Ainsi que l’œil peut souffrir d’un décollement de la rétine, les mots peuvent souffrir d’un décollement de la pensée et de toute forme de réalité. Récemment, à la radio Gérald Darmanin affirmait « Les Français veulent qu’on[Les ministres] fasse notre devoir et pas de la politique. » Or le TLFi nous apprend que la politique est l’ « Art de conduire les affaires de l’État, science et pratique du gouvernement de l’État. » Vous noterez que le Ministre de l’Intérieur sait ce que veulent les Français. Vous remarquerez aussi qu’un ministre est censé, par définition, faire de la politique et que M. Darmanin ne définit pas ce qu’est son devoir.

Mots explétifs

Ajoutez que ce verbiage récurrent s’appuie de plus en plus sur des tics linguistiques qui finissent par devenir des tocs et se transforment en mots explétifs. Des mots qui ne présentent aucun intérêt ni pour le sens ni pour la construction du discours. Des explétifs tels que ces exemples tirés du Gradus de Bernard Dupriez « Saisissez-moi ce petit vaurien. Je vous le traiterai de la belle manière. » Frédérique Vidal déclarait à la radio « Ça permettrait de faire en sorte que… On permet à toutes les personnes qui cherchent un stagiaire de pouvoir se manifester. Ça permettrait de ?…de se manifester ? Ou bien d’autres intervenants «  Faire en sorte que ce lieu puisse…Permettre ? Et puis il est de bon ton d’émailler son propos de « Voila » peut-être hérités du « Well » anglo-saxon, de « Juste » hérités itou de l’anglais, de « Au final » et ainsi de sans suite. À se demander si, par peur du vide, on ne meuble pas son discours de mots eux-mêmes vides de sens parce que la nature aurait peur du vide. Il serait ainsi possible de faire le plein de vide.

La politique sert-elle encore à quelque chose ?

Après la déclaration de Gérald Darmanin, on peut se demander à quoi sert la politique ? Et à quoi servent les politiques ? Seraient-ils devenus des personnages explétifs, tellement coupés de la réalité qu’ils auraient besoin de rappeler en permanence qu’ils la regardent en face ? Des explétifs lénifiants qui joueraient le rôle de lubrifiant social en se donnant en spectacle ? Des lubrifiants censés accroître le plaisir. De qui ?

Désorientation langagière et sexuelle

De plus en plus de femmes disent « Je m’en bats les couilles. » «  Je m’en bats les steacks » est très tendance aussi, même chez les mecs alors que les steacks en question renvoient à l’appareil génital féminin.

Conclusion provisoire

En conclusion, battons le fer quand il est chaud ! Les ministres ne font pas de politique, les femmes s’en battent les couilles et les hommes s’en battent les steacks.
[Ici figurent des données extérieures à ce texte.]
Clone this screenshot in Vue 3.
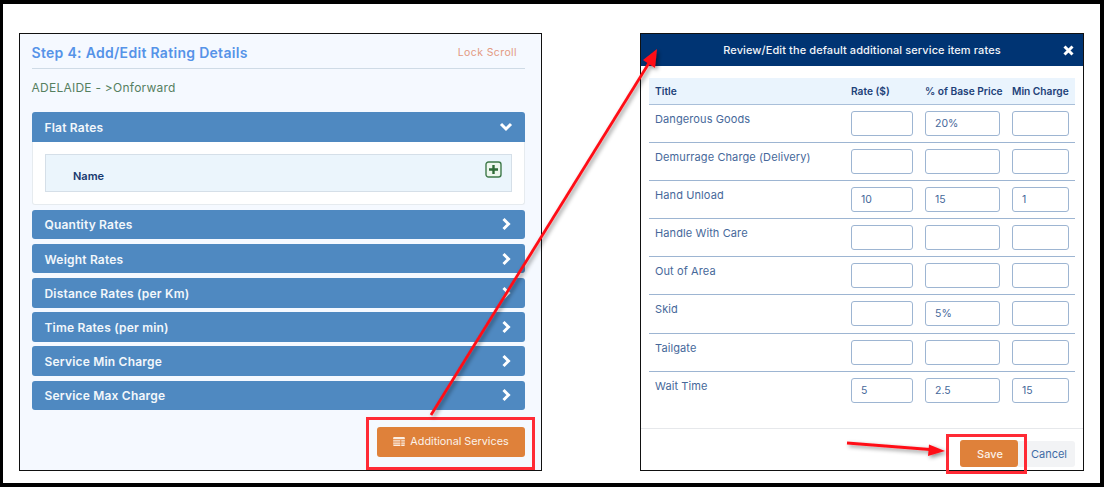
<script setup>
const collapsed = ['Quantity Rates', 'Weight Rates', 'Distance Rates (per Km)', 'Time Rates (per min)', 'Service Min Charge', 'Service Max Charge']
const rows = [
  { title: 'Dangerous Goods', rate: '', pct: '20%', min: '' },
  { title: 'Demurrage Charge (Delivery)', rate: '', pct: '', min: '' },
  { title: 'Hand Unload', rate: '10', pct: '15', min: '1' },
  { title: 'Handle With Care', rate: '', pct: '', min: '' },
  { title: 'Out of Area', rate: '', pct: '', min: '' },
  { title: 'Skid', rate: '', pct: '5%', min: '' },
  { title: 'Tailgate', rate: '', pct: '', min: '' },
  { title: 'Wait Time', rate: '5', pct: '2.5', min: '15' }
]
</script>

<template>
  <div class="page">
    <section class="panel">
      <div class="step-head">
        <h2>Step 4: Add/Edit Rating Details</h2>
        <span class="lock">Lock Scroll</span>
      </div>
      <p class="route">ADELAIDE - &gt;Onforward</p>
      <div class="acc-head">
        <span>Flat Rates</span>
        <svg class="chev" width="14" height="14" viewBox="0 0 14 14"><path d="M2 4 7 9 12 4" fill="none" stroke="#fff" stroke-width="3"/></svg>
      </div>
      <div class="acc-body">
        <div class="name-row">
          <span>Name</span>
          <svg class="plus" width="17" height="17" viewBox="0 0 17 17">
            <rect x="1" y="1" width="15" height="15" rx="2.5" fill="#eef7ee" stroke="#3f7a4a" stroke-width="1.4"/>
            <path d="M8.5 4v9M4 8.500h9" stroke="#2f6b37" stroke-width="2.400"/>
          </svg>
        </div>
      </div>
      <div v-for="name in collapsed" :key="name" class="acc-head closed">
        <span>{{ name }}</span>
        <svg class="chev" width="14" height="14" viewBox="0 0 14 14"><path d="M4.500 2 9.500 7 4.500 12" fill="none" stroke="#fff" stroke-width="3"/></svg>
      </div>
      <div class="panel-foot">
        <button class="btn-orange wide">
          <svg width="12" height="9" viewBox="0 0 13 10"><path d="M0 1a1 1 0 0 1 1-1h11a1 1 0 0 1 1 1v1.600H0zM0 3.500h8v1.500H0zM9 3.500h4v1.500H9zM0 6h8v1.500H0zM9 6h4v1.500H9zM0 8.400h8V10H1a1 1 0 0 1-1-1zM9 8.400h4V9a1 1 0 0 1-1 1H9z" fill="#fbeee2"/></svg>
          Additional Services
        </button>
      </div>
    </section>

    <section class="modal">
      <header class="modal-head">
        <span>Review/Edit the default additional service item rates</span>
        <svg class="close" width="11" height="11" viewBox="0 0 11 11"><path d="M1.500 1.500l8 8M9.500 1.500l-8 8" stroke="#fff" stroke-width="3"/></svg>
      </header>
      <div class="modal-body">
        <div class="grid head">
          <span>Title</span><span>Rate ($)</span><span>% of Base Price</span><span>Min Charge</span>
        </div>
        <div v-for="row in rows" :key="row.title" class="grid row">
          <span class="title">{{ row.title }}</span>
          <input :value="row.rate" readonly>
          <input :value="row.pct" readonly>
          <input :value="row.min" readonly>
        </div>
      </div>
      <footer class="modal-foot">
        <button class="btn-orange save">Save</button>
        <button class="cancel">Cancel</button>
      </footer>
    </section>

    <div class="mark mark-a"></div>
    <div class="mark mark-b"></div>
    <svg class="arrows" width="1104" height="487" viewBox="0 0 1104 487">
      <defs>
        <filter id="sh" x="-20%" y="-20%" width="140%" height="140%">
          <feDropShadow dx="2" dy="2" stdDeviation="2" flood-color="#000" flood-opacity="0.45"/>
        </filter>
      </defs>
      <g filter="url(#sh)" fill="#ff0f17">
        <path d="M431 415 649 63" stroke="#ff0f17" stroke-width="2.800" fill="none"/>
        <path d="M657 49 643 60 655 68z"/>
        <path d="M847 443 930 449.500" stroke="#ff0f17" stroke-width="2.800" fill="none"/>
        <path d="M945 451 929 444.500 928 456z"/>
      </g>
    </svg>
  </div>
</template>

<style>
html, body { margin: 0; background: #fff; }
</style>

<style scoped>
.page {
  position: relative;
  box-sizing: border-box;
  width: 1104px;
  height: 487px;
  border: solid #000;
  border-width: 4px 4px 4px 3px;
  padding: 29px 16px 12px 16px;
  display: flex;
  justify-content: space-between;
  background: #fff;
  font-family: Inter, "Liberation Sans", sans-serif;
  overflow: hidden;
}
.panel {
  box-sizing: border-box;
  width: 523px;
  height: 438px;
  border: 1.5px solid #111;
  background: #f5f9ff;
  padding: 0 16px 0 11.500px;
  display: flex;
  flex-direction: column;
}
.step-head {
  height: 35px;
  flex: none;
  border-bottom: 1.500px solid #cfdbe6;
  display: flex;
  align-items: center;
  justify-content: space-between;
  padding-top: 3px;
  box-sizing: border-box;
}
h2 {
  margin: 0;
  font-size: 14px;
  font-weight: 600;
  color: #5593e8;
  letter-spacing: 0.3px;
}
.lock { font-size: 10.500px; color: #e39a82; letter-spacing: 0.4px; margin-right: 8px; }
.route {
  margin: 0;
  height: 43px;
  flex: none;
  line-height: 38px;
  font-size: 12px;
  color: #55805f;
  letter-spacing: 0.25px;
}
.acc-head {
  box-sizing: border-box;
  flex: none;
  height: 29.500px;
  background: #4f89c1;
  border-radius: 3px 3px 0 0;
  padding: 1px 13px 0;
  display: flex;
  align-items: center;
  justify-content: space-between;
  color: #f2f7fb;
  font-size: 12px;
  font-weight: 600;
  letter-spacing: 0.2px;
}
.acc-head.closed { border-radius: 3px; margin-bottom: 4.700px; }
.chev { margin-right: -1px; margin-top: -1px; }
.acc-body {
  box-sizing: border-box;
  flex: none;
  height: 63.500px;
  margin-bottom: 4.700px;
  background: #fff;
  border: 1px solid #e6ebef;
  border-top: none;
  border-radius: 0 0 3px 3px;
  padding: 12.500px 12px 0;
}
.name-row {
  box-sizing: border-box;
  height: 38px;
  background: #ebf5fc;
  border: solid #d5dfe8;
  border-width: 1px 1px 1.500px 1px;
  padding: 0 9px 0 27.500px;
  display: flex;
  align-items: center;
  justify-content: space-between;
  font-size: 11px;
  font-weight: 600;
  color: #17386e;
}
.name-row span { padding-top: 6px; }
.plus { margin-top: -8px; }
.panel-foot {
  display: flex;
  justify-content: flex-end;
  padding-top: 12px;
}
.btn-orange {
  border: none;
  background: #df813a;
  color: #fbf1e8;
  font-family: inherit;
  border-radius: 3px;
  padding: 0;
}
.wide {
  width: 148px;
  height: 30px;
  font-size: 10.800px;
  display: flex;
  align-items: center;
  justify-content: center;
  gap: 5px;
  padding-bottom: 1px;
}
.modal {
  box-sizing: border-box;
  width: 444px;
  height: 438px;
  border: 1.500px solid #111;
  background: #fff;
  display: flex;
  flex-direction: column;
}
.modal-head {
  flex: none;
  height: 32px;
  background: #003473;
  color: #f2f5f9;
  font-size: 11px;
  font-weight: 500;
  letter-spacing: 0.1px;
  display: flex;
  align-items: center;
  justify-content: center;
  position: relative;
}
.close { position: absolute; right: 9px; top: 11px; }
.modal-body { flex: none; height: 362px; padding: 12px 8px 0; box-sizing: border-box; }
.grid {
  display: grid;
  grid-template-columns: 184px 62px 75px 57px;
  column-gap: 12px;
  padding: 0 6px;
}
.head {
  height: 26.500px;
  background: #eaf4fd;
  border-bottom: 1px solid #a9bfd9;
  box-sizing: border-box;
  align-items: center;
  font-size: 10.200px;
  font-weight: 600;
  color: #1d4178;
  white-space: nowrap;
}
.row {
  box-sizing: border-box;
  height: 38.200px;
  border-bottom: 1px solid #9db5d2;
  padding-top: 6px;
}
.row:last-child { border-bottom: none; }
.title {
  font-size: 11px;
  color: #46689a;
  letter-spacing: 0.1px;
  padding-top: 1px;
  white-space: nowrap;
}
input {
  box-sizing: border-box;
  width: 100%;
  height: 25px;
  border: 1px solid #9db5d2;
  border-radius: 3px;
  background: #fff;
  color: #46689a;
  font-family: inherit;
  font-size: 10.500px;
  padding: 0 0 0 9px;
  outline: none;
}
.modal-foot {
  flex: 1;
  border-top: 1px solid #e6e8eb;
  display: flex;
  justify-content: flex-end;
  align-items: flex-start;
  padding: 11px 8px 0 0;
}
.save { width: 58px; height: 27px; font-size: 11px; font-weight: 500; padding-left: 2px; }
.cancel {
  width: 57px;
  height: 26px;
  margin-top: 1px;
  border: none;
  background: #f2f3f5;
  border-radius: 0 3px 3px 0;
  color: #3f6ca6;
  font-family: inherit;
  font-size: 11px;
  padding: 0 0 0 5px;
}
.mark {
  position: absolute;
  box-sizing: border-box;
  border: 3px solid #ff2a35;
}
.mark-a { left: 363px; top: 413px; width: 169px; height: 53px; }
.mark-b { left: 943px; top: 430px; width: 81px; height: 40px; }
.arrows { position: absolute; left: -3px; top: -4px; pointer-events: none; }
</style>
Conclusion : Les mots sans les choses

…La situation d’aliénation paraît sursignifiée lorsque la personne pressent qu’elle est sommée de parler et de penser avec des mots qui ne sont pas les siens. Elle a l’impression d’évoluer dans un appartement témoin, de découvrir que le mobilier ne lui appartient pas plus que ces livres disposés sur les étagères…Il n’y a pas la moindre trace de vie humaine dans ce lieu. Il est désaffecté comme la langue de celui qui essaie de reprendre la parole. Cette prise de conscience se prolonge généralement en léthargie. Car pour espérer se socialiser, l’être humain occidental doit désormais apprendre à tolérer ce langage désaffecté.